The Express, a British tabloid, for instance, ridiculed Mr. Bush's news conference last month in an article titled, "The President's Brain Is Missing," saying his performance had revealed him as a "bumbling embarrassment."

The paper printed a series of unflattering photographs showing Mr. Bush's various facial expressions after a reporter asked whether he had made mistakes since the Sept. 11 attacks. "In what was meant to be a rallying defense of the war," the caption read, "George Bush appears alternately flummoxed, panicked, forgetful and distant as he struggles to remember what he's been doing in Iraq for the past year."

But beyond distaste for Mr. Bush's personal style are serious questions about what Europeans see as his American-centric, us-or-them worldview.

These began soon after Mr. Bush took office, when he diverged from the European position on a host of international treaties. Then came Sept. 11, the conflict with Iraq, the subsequent backpedaling about the rationale for entering the war and, now, the prisoner abuse scandal.

"The thing that Europeans cannot understand is how you can vote for a liar," said Peter Schneider, a German essayist and novelist. "Here is somebody who lies about something that leads to a war where tens of thousands of people's lives are involved."

Nor are Europeans thrilled about the American values they feel Mr. Bush has encouraged, in which anti-Europeanism is applauded as a virtue, people boycott French wine in protest at the French position on Iraq and Senator Kerry is ridiculed by the Republicans for being able to speak French.

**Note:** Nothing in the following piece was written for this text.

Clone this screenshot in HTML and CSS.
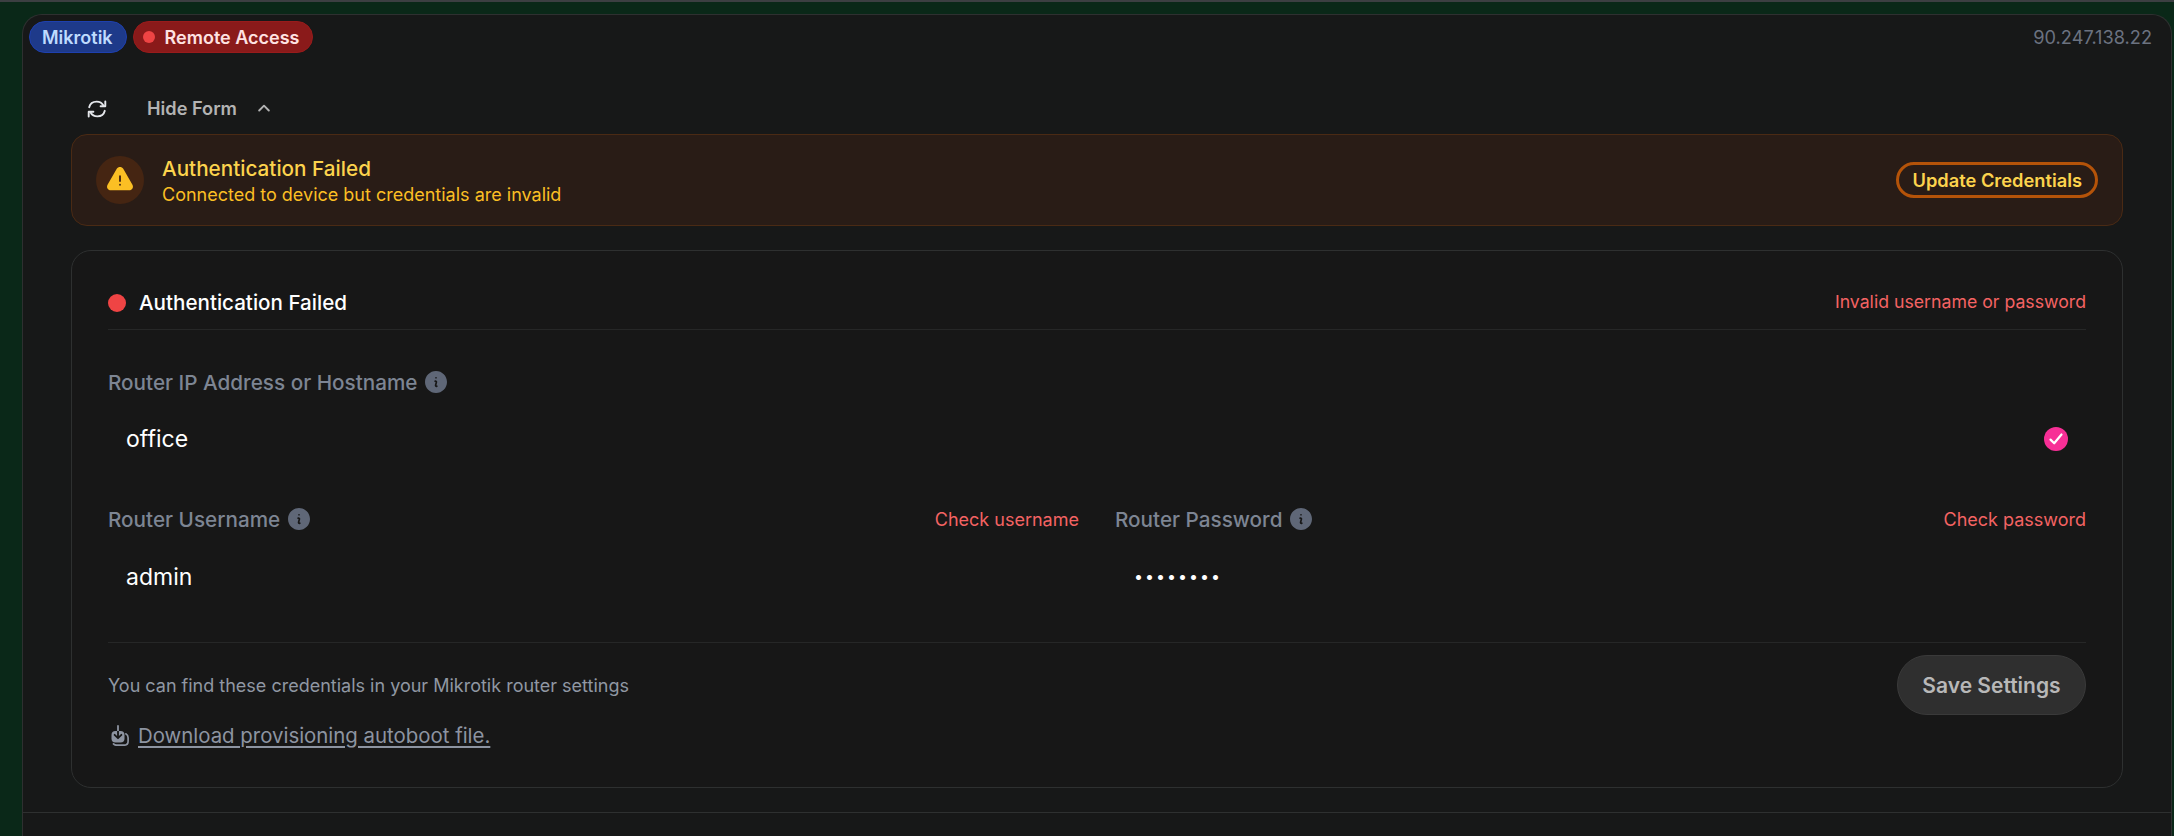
FILE: index.html
```html
<!DOCTYPE html>
<html lang="en">
<head>
<meta charset="utf-8">
<title>Mikrotik</title>
<link rel="stylesheet" href="styles.css">
</head>
<body>
<div class="page">
  <main class="panel">
    <section class="section">
      <header class="panel-head">
        <div class="badges">
          <span class="badge badge-blue">Mikrotik</span>
          <span class="badge badge-red"><i class="badge-dot"></i>Remote Access</span>
        </div>
        <span class="ip">90.247.138.22</span>
      </header>
      <div class="content">
        <div class="toolbar">
          <svg class="refresh" viewBox="0 0 20 18" fill="none" stroke="currentColor" stroke-width="1.9" stroke-linecap="round" stroke-linejoin="round"><path d="M2.2 7.2C3 4 6 1.6 9.6 1.6c3 0 5.500 1.500 6.800 3.900"/><path d="M17.800 10.800C17 14 14 16.400 10.400 16.400c-3 0-5.500-1.500-6.800-3.900"/><path d="M18.300 1.500v4.700h-4.700" /><path d="M1.700 16.500v-4.700h4.700"/></svg>
          <span class="toggle">Hide Form</span>
          <svg class="chevron" viewBox="0 0 12 8" fill="none" stroke="currentColor" stroke-width="1.900" stroke-linecap="round" stroke-linejoin="round"><path d="M1.200 6.500 6 1.700l4.800 4.800"/></svg>
        </div>

        <div class="alert">
          <div class="alert-icon">
            <svg viewBox="0 0 24 24" fill="currentColor"><path fill-rule="evenodd" clip-rule="evenodd" d="M9.401 3.003c1.155-2 4.043-2 5.197 0l7.355 12.748c1.154 2-.29 4.5-2.599 4.5H4.645c-2.309 0-3.752-2.5-2.598-4.5L9.4 3.003zM12 8.250a.75.75 0 01.75.75v3.750a.75.75 0 01-1.500 0V9A.75.75 0 0112 8.250zm0 8.250a.75.75 0 100-1.500.75.75 0 000 1.500z"/></svg>
          </div>
          <div class="alert-text">
            <div class="alert-title">Authentication Failed</div>
            <div class="alert-sub">Connected to device but credentials are invalid</div>
          </div>
          <button class="alert-btn">Update Credentials</button>
        </div>

        <div class="card">
          <div class="card-head">
            <div class="status"><i class="status-dot"></i><span>Authentication Failed</span></div>
            <span class="err err-head">Invalid username or password</span>
          </div>

          <div class="label-row first">
            <label class="label">Router IP Address or Hostname
              <svg class="info" viewBox="2.250 2.250 19.500 19.500" fill="currentColor"><path fill-rule="evenodd" clip-rule="evenodd" d="M2.250 12c0-5.385 4.365-9.750 9.750-9.750s9.750 4.365 9.750 9.750-4.365 9.750-9.750 9.750S2.250 17.385 2.250 12zm8.706-1.442c1.146-.573 2.437.463 2.126 1.706l-.709 2.836.042-.02a.75.75 0 01.67 1.34l-.04.022c-1.147.573-2.438-.463-2.127-1.706l.71-2.836-.042.02a.75.75 0 11-.671-1.34l.041-.022zM12 9a.75.75 0 100-1.500.75.75 0 000 1.500z"/></svg>
            </label>
          </div>
          <div class="value-row">
            <span class="value">office</span>
            <svg class="check" viewBox="0 0 24 24"><circle cx="12" cy="12" r="12" fill="#f72f96"/><path d="M6.500 12.600l3.700 3.700 7.300-8.800" fill="none" stroke="#fff" stroke-width="2.200" stroke-linecap="round" stroke-linejoin="round"/></svg>
          </div>

          <div class="columns">
            <div class="column">
              <div class="label-row">
                <label class="label">Router Username
                  <svg class="info" viewBox="2.250 2.250 19.500 19.500" fill="currentColor"><path fill-rule="evenodd" clip-rule="evenodd" d="M2.250 12c0-5.385 4.365-9.750 9.750-9.750s9.750 4.365 9.750 9.750-4.365 9.750-9.750 9.750S2.250 17.385 2.250 12zm8.706-1.442c1.146-.573 2.437.463 2.126 1.706l-.709 2.836.042-.02a.75.75 0 01.67 1.34l-.04.022c-1.147.573-2.438-.463-2.127-1.706l.71-2.836-.042.02a.75.75 0 11-.671-1.34l.041-.022zM12 9a.75.75 0 100-1.500.75.75 0 000 1.500z"/></svg>
                </label>
                <span class="err">Check username</span>
              </div>
              <div class="value-row second"><span class="value">admin</span></div>
            </div>
            <div class="column">
              <div class="label-row">
                <label class="label">Router Password
                  <svg class="info" viewBox="2.250 2.250 19.500 19.500" fill="currentColor"><path fill-rule="evenodd" clip-rule="evenodd" d="M2.250 12c0-5.385 4.365-9.750 9.750-9.750s9.750 4.365 9.750 9.750-4.365 9.750-9.750 9.750S2.250 17.385 2.250 12zm8.706-1.442c1.146-.573 2.437.463 2.126 1.706l-.709 2.836.042-.02a.75.75 0 01.67 1.34l-.04.022c-1.147.573-2.438-.463-2.127-1.706l.71-2.836-.042.02a.75.75 0 11-.671-1.34l.041-.022zM12 9a.75.75 0 100-1.500.75.75 0 000 1.500z"/></svg>
                </label>
                <span class="err">Check password</span>
              </div>
              <div class="value-row second"><span class="value dots">••••••••</span></div>
            </div>
          </div>

          <div class="card-foot">
            <div class="foot-row">
              <span class="hint">You can find these credentials in your Mikrotik router settings</span>
              <button class="save">Save Settings</button>
            </div>
            <div class="download">
              <svg class="dl-icon" viewBox="0 0 19 21" fill="none"><path d="M15.800 8.800c1.500.8 2.300 2.100 2.300 3.900v3.500c0 2.700-2 4-4.200 4H6.500c-1.300 0-2.300-.5-3-1.300" stroke="currentColor" stroke-width="1.700" stroke-linecap="round"/><rect x="1.500" y="6" width="13" height="11.500" rx="4" fill="currentColor"/><path d="M8 1v5" stroke="currentColor" stroke-width="1.800" stroke-linecap="round"/><path d="M8 6v7" stroke="#171717" stroke-width="1.800"/><path d="M4.600 9.800 8 13.200l3.400-3.400" stroke="#171717" stroke-width="1.800" stroke-linecap="round" stroke-linejoin="round"/></svg>
              <a class="dl-link" href="#">Download provisioning autoboot file.</a>
            </div>
          </div>
        </div>
      </div>
    </section>
  </main>
</div>
</body>
</html>
```

FILE: styles.css
```css
* { box-sizing: border-box; }
html, body { margin: 0; padding: 0; height: 100%; }
body { background: #0a2818; font-family: Inter, "Liberation Sans", sans-serif; overflow: hidden; }
.page { height: 836px; overflow: hidden; border-top: 2px solid #3c3f42; padding: 12px 2px 0 22px; }
.panel { height: 900px; background: #171818; border: 1px solid #2e3030; border-bottom: 0; border-radius: 20px 20px 0 0; }
.section { border-bottom: 1px solid #2e3030; padding-bottom: 24px; }

.panel-head { display: flex; justify-content: space-between; align-items: center; padding: 6px 19px 0 6px; height: 38px; }
.badges { display: flex; gap: 6px; }
.badge { display: inline-flex; align-items: center; height: 32px; border-radius: 16px; font-size: 18px; font-weight: 600; padding: 0 13px 0 12px; border: 1px solid transparent; }
.badge-blue { background: #1e3a8a; border-color: #1e40af; color: #bfdbfe; }
.badge-red { background: #8a1a1a; border-color: #991b1b; color: #fee2e2; padding: 0 12px 0 9px; }
.badge-dot { width: 12px; height: 12px; border-radius: 50%; background: #ef4444; margin-right: 10px; }
.ip { font-size: 18.2px; color: #6b7280; }

.content { padding: 0 48px; }
.toolbar { display: flex; align-items: center; height: 32px; margin-top: 40px; padding-left: 16px; color: #b3b3b3; }
.refresh { width: 20px; height: 18px; color: #e5e7eb; }
.toggle { margin: 0 0 2px 40px; font-size: 18.2px; font-weight: 600; }
.chevron { width: 12px; height: 8px; margin: 0 0 2px 21px; }

.alert { display: flex; align-items: center; height: 92px; margin-top: 9px; padding: 0 24px; gap: 18px; background: #291c16; border: 1px solid #4a2a14; border-radius: 16px; }
.alert-icon { width: 48px; height: 48px; border-radius: 50%; background: #452512; color: #fbbf24; display: flex; align-items: center; justify-content: center; }
.alert-icon svg { width: 30px; height: 30px; }
.alert-text { flex: 1; padding-top: 1px; }
.alert-title { font-size: 20.7px; font-weight: 500; line-height: 28px; color: #fcd34d; }
.alert-sub { font-size: 18px; line-height: 23px; color: #fbbf24; }
.alert-btn { height: 36px; padding: 0 13px; background: transparent; border: 3px solid #b45309; border-radius: 18px; color: #fcd34d; font: 600 18.3px Inter, "Liberation Sans", sans-serif; }

.card { margin-top: 24px; height: 538px; padding: 36px 36px 0; background: #171717; border: 1px solid #2e3030; border-radius: 20px; }
.card-head { display: flex; justify-content: space-between; align-items: center; height: 43px; padding: 1px 0 12px; border-bottom: 1px solid #262727; }
.status { display: flex; align-items: center; gap: 13px; font-size: 20.6px; font-weight: 500; color: #fff; }
.status-dot { width: 18px; height: 18px; border-radius: 50%; background: #ef4444; }
.err { font-size: 18px; color: #f46363; }
.err-head { font-size: 17.7px; margin-bottom: 2px; }

.label-row { display: flex; justify-content: space-between; align-items: center; height: 24px; }
.label-row.first { margin-top: 40px; }
.label { display: flex; align-items: center; gap: 8px; font-size: 20.7px; font-weight: 500; color: #7d8593; }
.info { width: 22px; height: 22px; color: #5f6777; }
.value-row { display: flex; align-items: center; justify-content: space-between; height: 44px; margin-top: 23px; padding: 0 18px; }
.value-row.second { margin-top: 24px; }
.value { font-size: 23px; color: #fff; }
.dots { font-size: 16px; letter-spacing: 2px; padding-left: 1px; margin-bottom: 2px; }
.check { width: 24px; height: 24px; }

.columns { display: grid; grid-template-columns: 1fr 1fr; gap: 36px; margin-top: 46px; }

.card-foot { margin-top: 43px; padding-top: 12px; border-top: 1px solid #262727; }
.foot-row { display: flex; justify-content: space-between; align-items: center; }
.hint { font-size: 18px; color: #9097a3; }
.save { height: 60px; width: 189px; background: #2f2f2f; border: 1px solid #3a3a3a; border-radius: 30px; color: #b8b8b8; font: 600 21px Inter, "Liberation Sans", sans-serif; }
.download { display: flex; align-items: center; gap: 9px; height: 24px; margin-top: 8px; color: #8d94a1; padding-left: 2px; }
.dl-icon { width: 19px; height: 21px; }
.dl-link { font-size: 20.4px; color: #8d94a1; text-underline-offset: 3px; }
```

"The idea that you have a leader of the U.S. who's not interested in listening to his allies is important in the way people perceive Bush," Guillaume Parmentier, director of the French Center on the United States at the French Institute of Foreign Relations, said in an interview. "He has a very simplistic view of the world, which we find difficult to accept. In fact, that we find dangerous."

In Moscow, the political commentator Aleksandr Yanov said Mr. Kerry was a superior candidate for many reasons, high among them that he appears to have a far more nuanced view of the world.

Writing in Nyezavisimaya Gazeta, Mr. Yanov said, "In contrast to Bush, he will never put the Bolshevik principle - 'Those who are not with us are against us' - at the center of his policy."

Nick Clegg, a British Liberal Democrat who is a member of the European Parliament, said it was "difficult to exaggerate" the European hope that President Bush would lose the election - particularly in Brussels, whose multilateral ethos is mightily offended by Mr. Bush's unilateralism.

"At the moment, a consideration or analysis of Kerry's positions is pretty underdeveloped," Mr. Clegg said in an interview. "Partly, it's because it's still early days and he hasn't revealed his hand fully. But what really drives people is alarm about George Bush's policies, more than some overwhelming attraction to Kerry.

"Kerry's greatest attraction is that he's not George Bush."